FOR THE UNION: FOR THE COMPANY:
(SGD.) R. FITZGERALD (SGD.) D. S. FISHER
PRESIDENT, COUNCIL 4000 DIRECTOR, LABOUR RELATIONS
There appeared on behalf of the Company:
D. Veenis – Manager, Labour Relations, Toronto
A. DeMontigny – Sr. Manager, Labour Relations, Montreal
And on behalf of the Union:
R. Fitzgerald – President, Council 4000, Toronto
Employee “G” – Grievor
AWARD OF THE ARBITRATOR
The material before the Arbitrator establishes, beyond controversy, that the grievor abused of his authority as a Dispatch Coordinator to fraudulently enter overtime wage claims on his own behalf on at least five occasions. It appears that he was able to do so by virtue of his position as Dispatch Coordinator, being cleared to administer payroll transactions without further supervision.

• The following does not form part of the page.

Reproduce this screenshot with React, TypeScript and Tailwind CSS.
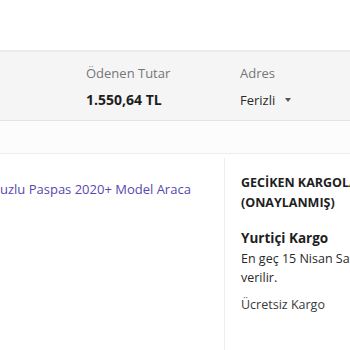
import React from "react";

export default function App() {
  return (
    <div
      className="w-[350px] h-[350px] overflow-hidden bg-white text-[#333]"
      style={{ fontFamily: '"Open Sans", "Noto Sans", sans-serif' }}
    >
      <div className="h-[50px]" />
      <div className="h-[71px] border-t-2 border-b border-t-[#ebebeb] border-b-[#e3e3e3] bg-[#f5f5f5] flex">
        <div className="ml-[86px] w-[154px] pt-[12px]">
          <div className="text-[13px] leading-[19px] text-[#767676]">Ödenen Tutar</div>
          <div className="mt-[7px] text-[14px] leading-[20px] font-bold text-[#1e1e1e] whitespace-nowrap">1.550,64 TL</div>
        </div>
        <div className="pt-[12px]">
          <div className="text-[13px] leading-[19px] text-[#767676]">Adres</div>
          <div className="mt-[7px] text-[13px] leading-[20px] text-[#2a2a2a] flex items-center whitespace-nowrap">
            Ferizli
            <svg className="ml-[10px]" width="6" height="4" viewBox="0 0 6 4">
              <path d="M0 0 L6 0 L3 4 Z" fill="#555" />
            </svg>
          </div>
        </div>
      </div>
      <div className="h-[33px] bg-[#fcfcfc] border-b border-[#ececec]" />
      <div className="flex mt-[4px]">
        <div className="w-[225px] shrink-0 border-r border-[#eeeeee] pt-[22px] h-[200px]">
          <div className="text-[13px] leading-[19px] text-[#5848b0] whitespace-nowrap">
            uzlu Paspas 2020+ Model Araca
          </div>
        </div>
        <div className="pl-[16px] pt-[15px] whitespace-nowrap">
          <div className="text-[12.5px] leading-[20px] font-bold text-[#1e1e1e]">
            GECİKEN KARGOLAR
            <br />
            (ONAYLANMIŞ)
          </div>
          <div className="mt-[15px] text-[13.5px] leading-[20px] font-bold text-[#1e1e1e]">Yurtiçi Kargo</div>
          <div className="mt-[1px] text-[12.5px] leading-[19px] text-[#2a2a2a]">
            En geç 15 Nisan Salı günü kargoya
            <br />
            verilir.
          </div>
          <div className="mt-[8px] text-[12.5px] leading-[19px] text-[#3a3a3a]">Ücretsiz Kargo</div>
        </div>
      </div>
    </div>
  );
}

He was ultimately investigated and dismissed for having made fraudulent wage claims on May 2, 3 and 4, 2005. Additionally, during the investigation he admitted to having done so on at least two other occasions.
Standing alone, the grievor’s actions would clearly support the termination of his employment. There are, however, mitigating circumstances to be considered in the unique facts of the case at hand. The record discloses that Employee G suffered a serious gambling problem, by reason of which he was compulsively buying $200 to $300 worth of lottery tickets weekly, at the time of the events in question. He explains that he made the fraudulent wage claims as a means to pay off debts which he had incurred by reason of his compulsive lottery gambling.
It is clear that following his discharge the grievor sought and successfully followed two separate courses of treatment for his condition. A letter dated January 27, 2006 signed by Gambling Counsellor Wendy Linton of the William Osler Heath Centre in Brampton, Ontario, confirms that the grievor has successfully followed a course of one-on-one counselling sessions with her. Additionally, the grievor’s own unchallenged representations are that he has continued his contact with the Centre. There is no dispute that he has maintained his gambling compulsion under control for a considerable period of time and continues to do so.
Additionally, the grievor’s record is impressive. Over some fifteen years of employment with the Company he has an exemplary disciplinary record, never once having been disciplined, for any reason. When all of the factors are considered, the Arbitrator is not convinced that the bond of trust between employer and employee is irreparable in the case at hand, particularly if the grievor should be reinstated into a position which does not involve the same discretion over payroll that he previously had.
The grievance is therefore allowed, in part. The Arbitrator directs that the grievor be reinstated into his employment, albeit not as a Dispatch Coordinator with unsupervised control over payroll. It shall remain within the discretion of the Company to determine whether the grievor should ever be reinstated into that level of responsibility. Additionally, as a condition of reinstatement the grievor must agree, for a period of two years following reinstatement, to provide to the Company not less than quarterly letters of report from the William Osler Heath Centre, or such other institution as the parties may determine by agreement, or failing agreement to be directed by the Arbitrator, confirming Employee G’s ongoing contact with the Centre or institution and his continued control of his gambling problem. Any failure to honour that condition, and to obtain positive written reports in each quarter, will render the grievor liable to termination.